#### WRITTEN INSTRUCTION
Copy each line that contains the string "components".
>> BEGIN
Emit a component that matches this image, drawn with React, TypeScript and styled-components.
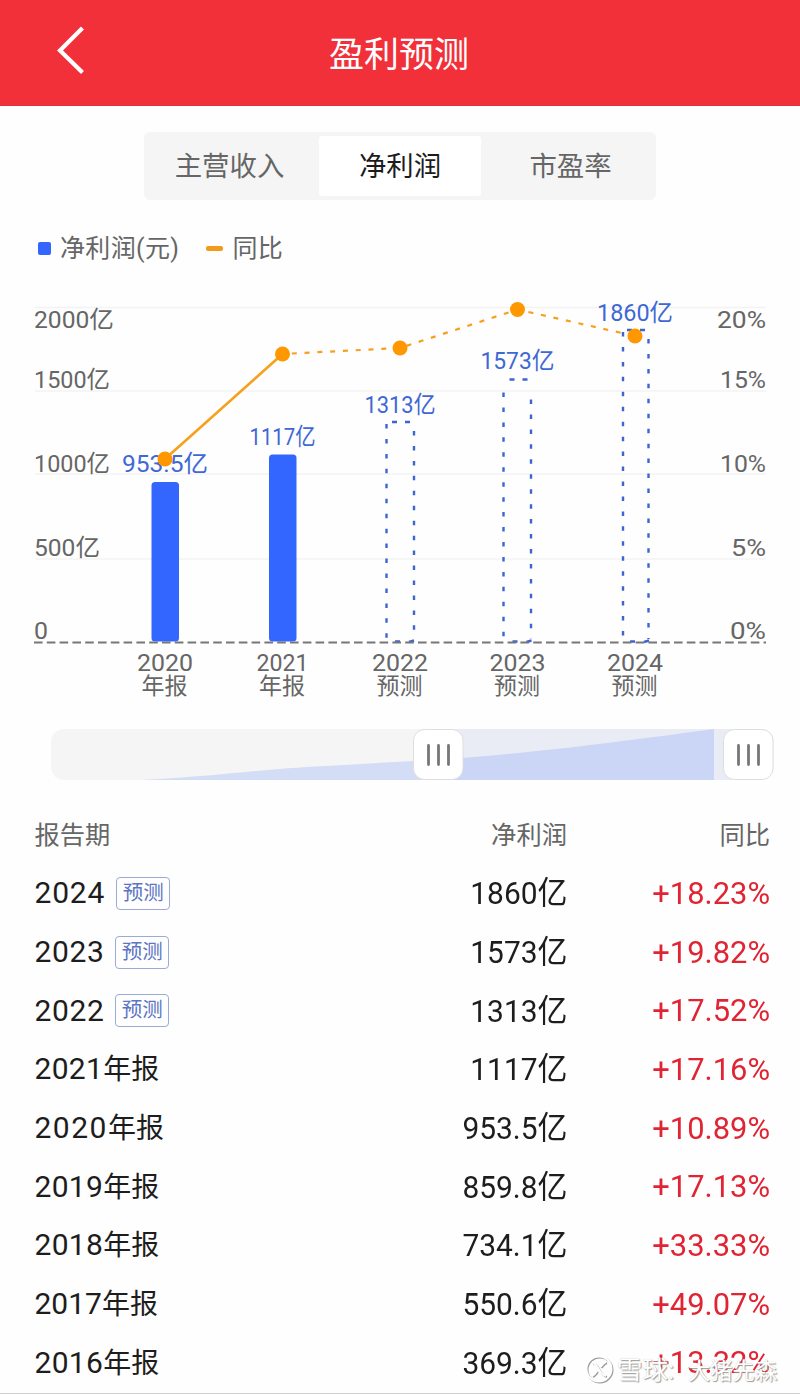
import React from 'react';
import styled, { createGlobalStyle } from 'styled-components';

const GlobalStyle = createGlobalStyle`
  body {
    margin: 0;
    background: #fefefe;
    font-family: Roboto, 'Noto Sans CJK SC', sans-serif;
  }
  * { box-sizing: border-box; }
`;

const Page = styled.div`
  position: relative;
  width: 800px;
  height: 1394px;
  overflow: hidden;
  display: flex;
  flex-direction: column;
  border-bottom: 1px solid #cfcfcf;
`;

const Header = styled.header`
  flex: none;
  height: 106px;
  display: grid;
  grid-template-columns: 120px 1fr 120px;
  align-items: center;
  background: #f23039;
  border-bottom: 1px solid #d9363b;
`;

const BackButton = styled.button`
  display: flex;
  margin: 0 0 5px 54px;
  padding: 0;
  border: 0;
  background: none;
`;

const Title = styled.h1`
  margin: 7px 2px 0 0;
  text-align: center;
  font-size: 35px;
  line-height: 50px;
  font-weight: 400;
  color: #fff;
`;

const Tabs = styled.nav`
  flex: none;
  width: 512px;
  height: 68px;
  margin: 26px auto 0;
  padding: 4px;
  display: grid;
  grid-template-columns: 171px 162px 1fr;
  background: #f5f5f5;
  border-radius: 6px;
`;

const Tab = styled.button<{ $active?: boolean; $inset?: string }>`
  padding: ${p => p.$inset ?? '2px 0 0'};
  border: 0;
  border-radius: 3px;
  font: inherit;
  font-size: 27.4px;
  line-height: 58px;
  color: ${p => (p.$active ? '#1c1c1c' : '#666')};
  background: ${p => (p.$active ? '#fff' : 'transparent')};
`;

const Legend = styled.div`
  flex: none;
  height: 40px;
  margin: 28px 0 0 38px;
  display: flex;
  align-items: center;
  font-size: 25px;
  line-height: 36px;
  color: #666;
`;

const LegendItem = styled.span`
  display: flex;
  align-items: center;
  margin-right: 27px;
`;

const LegendText = styled.span`
  padding-top: 1px;
  letter-spacing: 0.35px;
`;

const BarKey = styled.i`
  width: 13px;
  height: 13px;
  margin-right: 9px;
  border-radius: 2px;
  background: #3366ff;
`;

const LineKey = styled.i`
  width: 17px;
  height: 5px;
  margin-right: 9px;
  border-radius: 2px;
  background: #f39a1c;
`;

const Chart = styled.svg`
  flex: none;
  display: block;
  width: 800px;
  height: 442px;
`;

const Slider = styled.div`
  flex: none;
  width: 723px;
  height: 51px;
  margin: 19px 0 0 51px;
`;

const SliderTrack = styled.svg`
  display: block;
`;

const Table = styled.section`
  flex: none;
  margin: 29px 30px 0 34.5px;
`;

const Row = styled.div`
  height: 58.7px;
  display: grid;
  grid-template-columns: 300px 232.5px 1fr;
  align-items: center;
  font-size: 32px;
  color: #1d1d1d;
`;

const HeadRow = styled(Row)`
  height: 54px;
  padding-bottom: 6px;
  font-size: 25.3px;
  color: #666;
  & > :not(:first-child) { text-align: right; }
`;

const Period = styled.div`
  display: flex;
  align-items: center;
  padding-top: 1px;
  white-space: nowrap;
`;

const Year = styled.span<{ $tracking: number }>`
  font-size: 30px;
  letter-spacing: ${p => p.$tracking}px;
`;

const Suffix = styled.span`
  padding-bottom: 3px;
  font-size: 28px;
`;

const Badge = styled.span`
  width: 54px;
  height: 33px;
  margin-top: 1px;
  margin-left: 11px;
  border: 1.5px solid #9aabd8;
  border-radius: 4px;
  text-align: center;
  font-size: 20.5px;
  line-height: 31px;
  color: #5b74c4;
`;

const Amount = styled.div`
  padding-bottom: 4px;
  text-align: right;
  transform: scaleX(0.935);
  transform-origin: right;
`;

const Change = styled.div`
  padding-top: 1px;
  text-align: right;
  color: #e02433;
  transform: scaleX(0.965);
  transform-origin: right;
`;

const Watermark = styled.div`
  position: absolute;
  left: 585px;
  bottom: 5px;
  height: 38px;
  display: flex;
  align-items: center;
  color: #fff;
  font-size: 25.5px;
  white-space: nowrap;
  text-shadow: 1px 1px 1px #999, 0 0 1px #c4c4c4;
`;

const WatermarkLogo = styled.svg`
  margin-right: 4px;
  filter: drop-shadow(1px 1px 0.6px #999);
`;

const WatermarkBrand = styled.span`
  width: 71px;
  margin-top: -3px;
`;

const WatermarkName = styled.span`
  font-size: 22.3px;
`;

interface Point { x: number; year: string; yearWidth: number; kind: string; value: string; top: number; labelY: number; width: number; dotY: number }

const points: Point[] = [
  { x: 165, year: '2020', yearWidth: 56, kind: '年报', value: '953.5亿', top: 482, labelY: 472, width: 86, dotY: 459 },
  { x: 282.5, year: '2021', yearWidth: 52, kind: '年报', value: '1117亿', top: 454.5, labelY: 445, width: 66, dotY: 354 },
  { x: 400, year: '2022', yearWidth: 56, kind: '预测', value: '1313亿', top: 422, labelY: 412.5, width: 71, dotY: 348 },
  { x: 517.5, year: '2023', yearWidth: 56, kind: '预测', value: '1573亿', top: 379.5, labelY: 369, width: 74, dotY: 309.5 },
  { x: 635, year: '2024', yearWidth: 56, kind: '预测', value: '1860亿', top: 330, labelY: 321, width: 76, dotY: 336 },
];

const axis = [
  { y: 327.5, left: '2000亿', lw: 80, right: '20%', rw: 49 },
  { y: 388, left: '1500亿', lw: 76, right: '15%', rw: 46 },
  { y: 472, left: '1000亿', lw: 76, right: '10%', rw: 46 },
  { y: 556, left: '500亿', lw: 66, right: '5%', rw: 35 },
  { y: 639, left: '0', lw: 14, right: '0%', rw: 36 },
];

// left edge, right edge, start of the dashes
const sides: Record<string, [number, number, number]> = {
  '2022': [386.5, 414, 425],
  '2023': [503.5, 531, 393.5],
  '2024': [623, 648.5, 333],
};

const rows = [
  { year: '2024', forecast: true, tracking: 0.8, amount: '1860亿', change: '+18.23%' },
  { year: '2023', forecast: true, tracking: 0.6, amount: '1573亿', change: '+19.82%' },
  { year: '2022', forecast: true, tracking: 0.6, amount: '1313亿', change: '+17.52%' },
  { year: '2021', tracking: 0.3, amount: '1117亿', change: '+17.16%' },
  { year: '2020', tracking: 1.5, amount: '953.5亿', change: '+10.89%' },
  { year: '2019', tracking: 0.3, amount: '859.8亿', change: '+17.13%' },
  { year: '2018', tracking: 0.3, amount: '734.1亿', change: '+33.33%' },
  { year: '2017', tracking: 0, amount: '550.6亿', change: '+49.07%' },
  { year: '2016', tracking: 0.3, amount: '369.3亿', change: '+13.32%' },
];

function ProfitChart() {
  return (
    <Chart viewBox="0 268 800 442" fontSize="24" fill="#666">
      {[307.5, 391, 474, 559].map(y => (
        <path key={y} d={`M35 ${y}H766`} stroke="#f3f3f3" strokeWidth="1.5" />
      ))}
      {axis.map(a => (
        <g key={a.y}>
          <text x="34" y={a.y} textLength={a.lw} lengthAdjust="spacingAndGlyphs">{a.left}</text>
          <text x={766 - a.rw} y={a.y} textLength={a.rw} lengthAdjust="spacingAndGlyphs">{a.right}</text>
        </g>
      ))}
      {points.map(p => {
        const s = sides[p.year];
        return (
          <g key={p.year}>
            {s ? (
              <g fill="none" stroke="#3d64d2" strokeWidth="2.4">
                <path d={`M${s[0]} ${s[2] - 1}V639`} strokeDasharray="4.5 10.45" />
                <path d={`M${s[1]} ${s[2] + 6}V639`} strokeDasharray="4.5 10.45" />
                <path d={`M${p.x - 8} ${p.top}h5m8 0h5`} />
                <path d={`M${p.x - 5} 641.5h5m9 0.5l5 -1.5`} />
              </g>
            ) : (
              <rect x={p.x - 13.5} y={p.top} width="27.5" height={641.5 - p.top} rx="3.5" fill="#3366ff" />
            )}
            <text x={p.x - p.width / 2} y={p.labelY} textLength={p.width} lengthAdjust="spacingAndGlyphs" fill="#3f68d5">{p.value}</text>
            <text x={p.x - p.yearWidth / 2} y="671" textLength={p.yearWidth} lengthAdjust="spacingAndGlyphs">{p.year}</text>
            <text x={p.x - 0.5} y="693.5" textAnchor="middle" fontSize="23">{p.kind}</text>
          </g>
        );
      })}
      <path d="M34 642.5H766" stroke="#777" strokeWidth="2" strokeDasharray="8.6 4.2" />
      <g fill="none" stroke="#f6a01c">
        <path d="M165 459L282.5 354" strokeWidth="2.6" />
        <path d="M282.5 354L400 348L517.5 309.5L635 336" strokeWidth="2.2" strokeDasharray="5 7.8" strokeDashoffset="3.5" />
      </g>
      {points.map(p => <circle key={p.x} cx={p.x} cy={p.dotY} r="7.5" fill="#ff9800" />)}
    </Chart>
  );
}

function Handle({ x }: { x: number }) {
  return (
    <g>
      <rect x={x + 0.5} y="0.5" width="49.5" height="50" rx="11" fill="#fff" stroke="#dedede" />
      <path d={`M${x + 15.5} 16.500v19m10-19v19m10-19v19`} stroke="#777" strokeWidth="2.8" strokeLinecap="round" />
    </g>
  );
}

function RangeSlider() {
  return (
    <Slider>
      <SliderTrack width="723" height="51" viewBox="0 0 723 51">
        <rect width="723" height="51" rx="13" fill="#f5f5f5" />
        <path d="M388 0H698V51H388Z" fill="#e9ecf5" />
        <path d="M90 51C170 47 210 40 274 37C320 35 345 32 388 31V51Z" fill="#d4ddf6" />
        <path d="M388 31C450 26 520 19 571 12C605 8 640 3 663 0V51H388Z" fill="#cbd6f6" />
        <Handle x={362} />
        <Handle x={672} />
      </SliderTrack>
    </Slider>
  );
}

export default function App() {
  return (
    <Page>
      <GlobalStyle />
      <Header>
        <BackButton aria-label="返回">
          <svg width="32" height="48" viewBox="0 0 32 48" fill="none">
            <path d="M28.500 2L6 24.500L28.500 46.500" stroke="#fff" strokeWidth="4.2" />
          </svg>
        </BackButton>
        <Title>盈利预测</Title>
      </Header>
      <Tabs>
        <Tab $inset="2px 8px 0 0">主营收入</Tab>
        <Tab $active>净利润</Tab>
        <Tab $inset="2px 0 0 8px">市盈率</Tab>
      </Tabs>
      <Legend>
        <LegendItem><BarKey /><LegendText>净利润(元)</LegendText></LegendItem>
        <LegendItem><LineKey /><LegendText>同比</LegendText></LegendItem>
      </Legend>
      <ProfitChart />
      <RangeSlider />
      <Table>
        <HeadRow>
          <span>报告期</span>
          <span>净利润</span>
          <span>同比</span>
        </HeadRow>
        {rows.map(r => (
          <Row key={r.year}>
            <Period>
              <Year $tracking={r.tracking}>{r.year}</Year>
              {r.forecast ? <Badge>预测</Badge> : <Suffix>年报</Suffix>}
            </Period>
            <Amount>{r.amount}</Amount>
            <Change>{r.change}</Change>
          </Row>
        ))}
      </Table>
      <Watermark>
        <WatermarkLogo width="28" height="28" viewBox="0 0 28 28" fill="none" stroke="#fff" strokeWidth="2">
          <circle cx="14" cy="14" r="12.5" />
          <path d="M7 7C14 9 13 19 21 21M21 7C18 8 17 10 15.500 12M12 16C10 19 9 20 7 21" />
        </WatermarkLogo>
        <WatermarkBrand>雪球:</WatermarkBrand>
        <WatermarkName>大猪先森</WatermarkName>
      </Watermark>
    </Page>
  );
}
>> END
#### RESULT FOR THIS TASK
Emit a component that matches this image, drawn with React, TypeScript and styled-components.
import styled, { createGlobalStyle } from 'styled-components';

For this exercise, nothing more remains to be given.